Key Characteristics:

· On-demand self-service. A consumer can unilaterally provision computing capabilities, such as server time and network storage, as needed without requiring human interaction with each service’s provider.
· Ubiquitous network access. Capabilities are available over the network and accessed through standard mechanisms that promote use by heterogeneous thin or thick client platforms (e.g., mobile phones, laptops, and PDAs).
· Location independent resource pooling. The provider’s computing resources are pooled to serve all consumers using a multi-tenant model, with different physical and virtual resources dynamically assigned and reassigned according to consumer demand. The customer generally has no control or knowledge over the exact location of the provided resources. Examples of resources include storage, processing, memory, network bandwidth, and virtual machines.
· Rapid elasticity. Capabilities can be rapidly and elastically provisioned to quickly scale up and rapidly released to quickly scale down. To the consumer, the capabilities available for rent often appear to be infinite and can be purchased in any quantity at any time.
· Pay per use. Capabilities are charged using a metered, fee-for-service, or advertising based billing model to promote optimization of resource use. Examples are measuring the storage, bandwidth, and computing resources consumed and charging for the number of active user accounts per month.

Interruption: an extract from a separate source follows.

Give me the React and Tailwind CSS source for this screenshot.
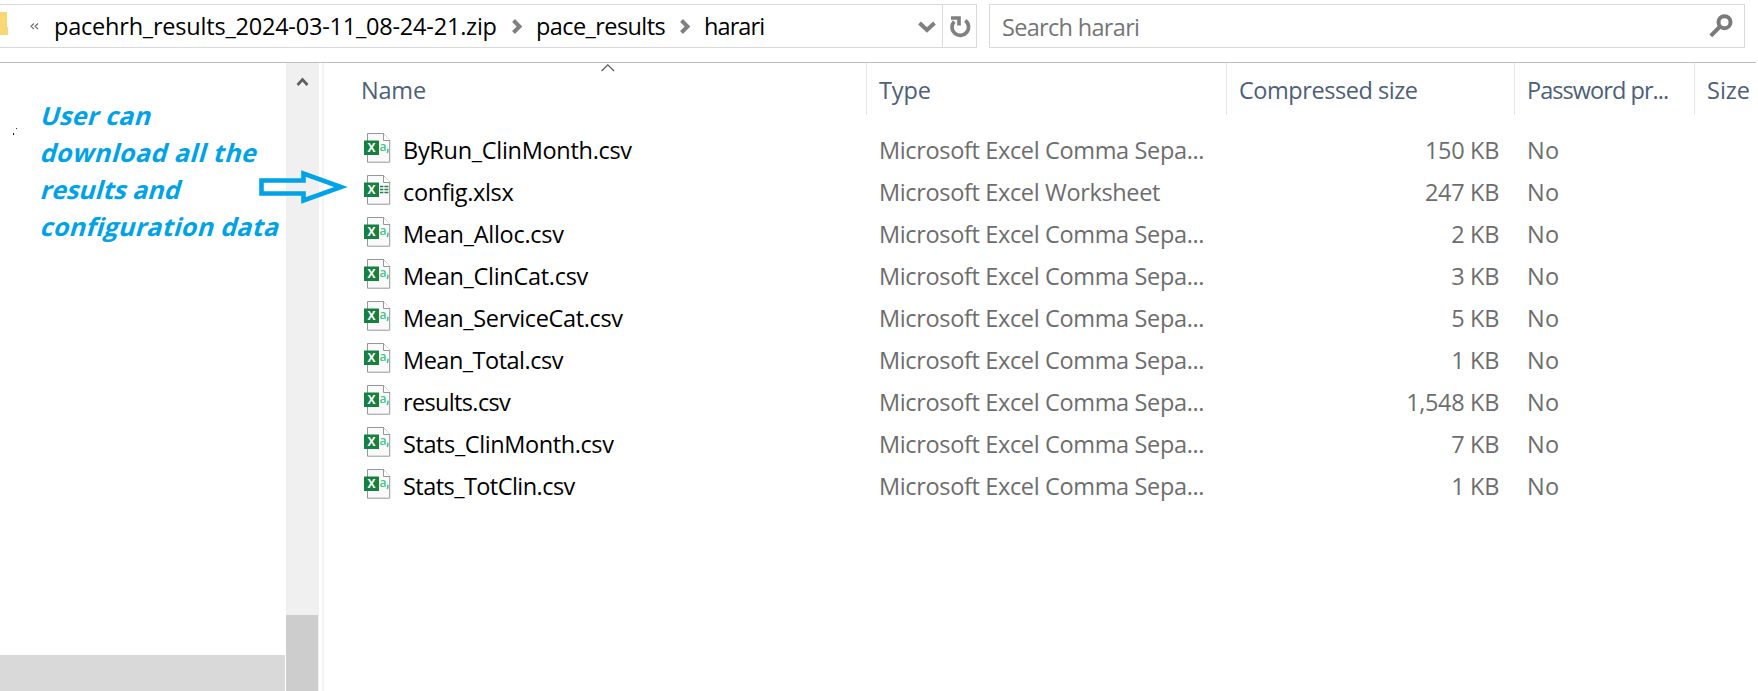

Clouds within an organization accrue cost between business units and may or may not use actual currency.
· Note: Cloud software takes full advantage of the cloud paradigm by being service oriented with a focus on statelessness, low coupling, modularity, and semantic interoperability.

Delivery Models:

· Cloud Software as a Service (SaaS). The capability provided to the consumer is to use the provider’s applications running on a cloud infrastructure and accessible from various client devices through a thin client interface such as a Web browser (e.g., web-based email). The consumer does not manage or control the underlying cloud infrastructure, network, servers, operating systems, storage, or even individual application capabilities, with the possible exception of limited user-specific application configuration settings.
· Cloud Platform as a Service (PaaS). The capability provided to the consumer is to deploy onto the cloud infrastructure consumer-created applications using programming languages and tools supported by the provider (e.g., java, python, .Net). The consumer does not manage or control the underlying cloud infrastructure, network, servers, operating systems, or storage, but the consumer has control over the deployed applications and possibly application hosting environment configurations.
· Cloud Infrastructure as a Service (IaaS). The capability provided to the consumer is to rent processing, storage, networks, and other fundamental computing resources where the consumer is able to deploy and run arbitrary software, which can include operating systems and applications. The consumer does not manage or control the underlying cloud infrastructure but has control over operating systems, storage, deployed applications, and possibly select networking components (e.g., firewalls, load balancers).

Deployment Models:

· Private cloud. The cloud infrastructure is owned or leased by a single organization and is operated solely for that organization.
· Community cloud. The cloud infrastructure is shared by several organizations and supports a specific community that has shared concerns (e.g., mission, security requirements, policy, and compliance considerations).
· Public cloud. The cloud infrastructure is owned by an organization selling cloud services to the general public or to a large industry group.
· Hybrid cloud. The cloud infrastructure is a composition of two or more clouds (internal, community, or public) that remain unique entities but are bound together by standardized or proprietary technology that enables data and application portability (e.g., cloud bursting).

Each deployment model instance has one of two types: internal or external. Internal clouds reside within an organizations network security perimeter and external clouds reside outside the same perimeter.